Demonstrasi besar-besaran selama berbulan-bulan dan pemogokan umum memaksa Netanyahu menunda pembahasan reformasi peradilan. Perubahan peradilan tersebut akan memberikan kendali kepada pemerintah atas siapa yang menjadi hakim dan membatasi peninjauan kembali atas keputusan dan undang-undangnya.
Pemerintah Netanyahu mengatakan proposal itu akan memudahkan proses pembuatan undang-undang dan mengendalikan peradilan yang dipandang memiliki simpati liberal. Kritikus mengatakan, reformasi peradilan akan merusak sistem check and balances negara dan membangkitkan oposisi dari berbagai masyarakat Israel, termasuk ekonom terkemuka, pejabat tinggi hukum dan bahkan militer.

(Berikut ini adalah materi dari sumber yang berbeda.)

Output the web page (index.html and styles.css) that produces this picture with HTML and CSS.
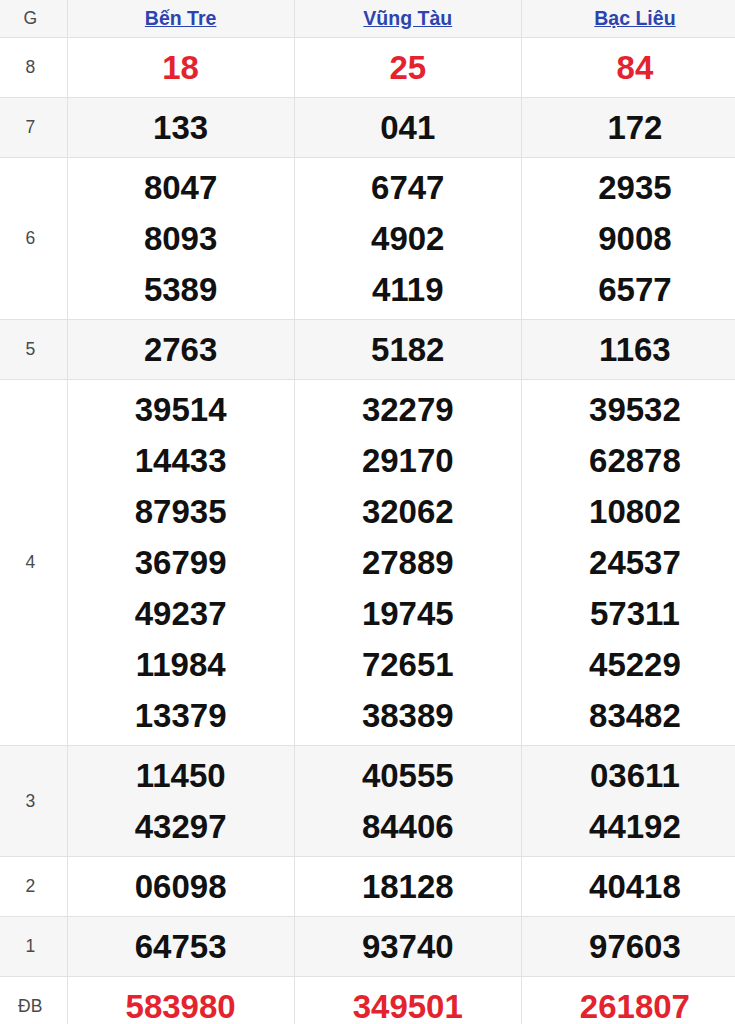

Sementara para pengunjuk rasa mengatakan tujuan mereka adalah untuk melindungi Mahkamah Agung, yang dilihat oleh orang Yahudi sebagai benteng melawan tirani. Sementara orang Israel Palestina melihat pengadilan tersebut telah berulang kali mengecewakan mereka. Orang Israel Palestina telah lama memandang demokrasi Israel ternoda oleh perlakuan negara itu terhadap mereka. Termasuk pendudukan tanah terbuka selama 55 tahun yang diinginkan orang Palestina untuk negara merdeka.